High pressure PVC pipe if you don't have to see inside or properly glued and thick polycarbonate sheets to form a tank.

You also have to consider the flow of bubbles and water through your plates - the higher they are the less effective on the top due to the bubbles running up the plates.

Lead oxide can be formed on graphite electrodes using Lead nitrate in a galvical process, there are also youtube videos available showing other means of making lead oxide electrodes.

On a small scale you could use fine stainless steel mesh (marine grade at least) as the electrodes.

A quick Google search would also provide you with this Instructable:


I understand that im working with dangourous gasses and all that jazz. i was just trying to describe the container shape. but thank you for the details with my question. and i have reasearched this topic alot, and i just wanted to know if its any good of an idea to use platinum on a thin level.

thanks for the input!

incidentally, welding with hydrogen will make for brittle welds.

it wont be brittle if you use a flux to cover the weld when its molten. Like brazing rods with borax.

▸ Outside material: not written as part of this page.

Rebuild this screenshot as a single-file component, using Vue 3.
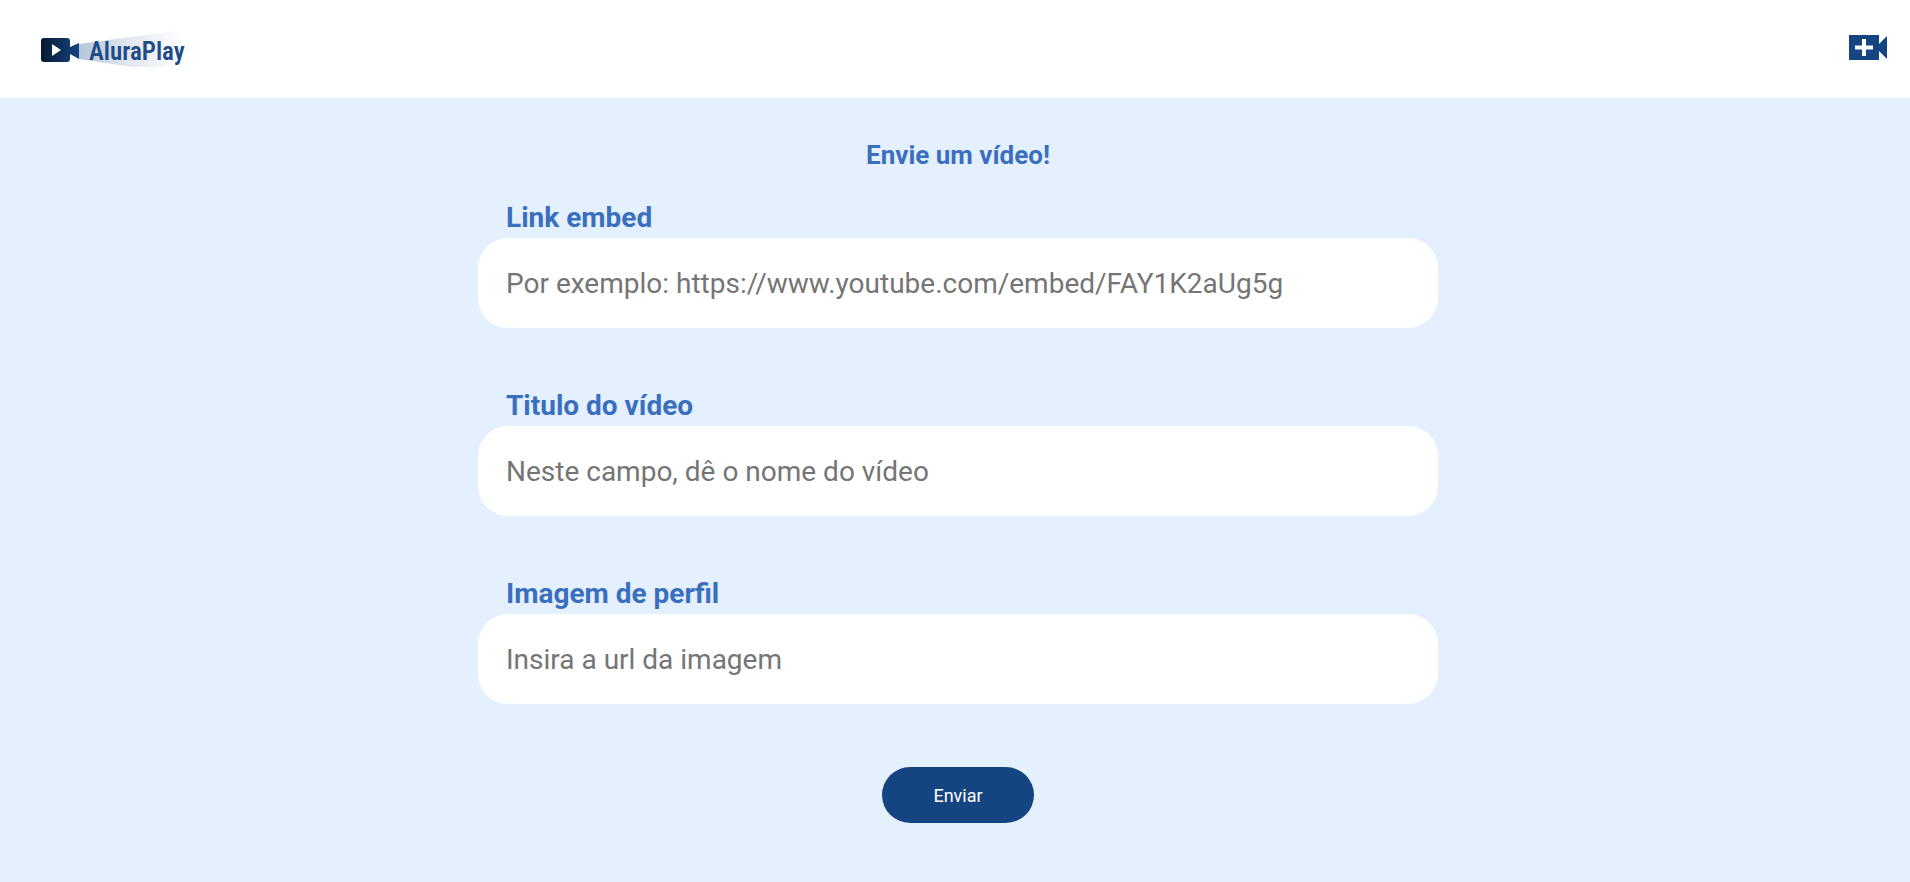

The hydrogen causes a brittle weld because people crank it to max and use the extreme heat to weld it together, use a flux to coat whatever it is your welding and it will shield the metal from the hydrogen and oxygen in the air and the heat from the torch will be transferred through the melted flux to heat the metal to welding temp.

basically buy borax, apply generously to the welding area, melt the borax until it becomes glossy and clear, and covers the entire weld, the bring the metal up to welding heat and weld together with a flux coated brazing rod.

Its difficult to explain simply, just do a google search and see what comes up.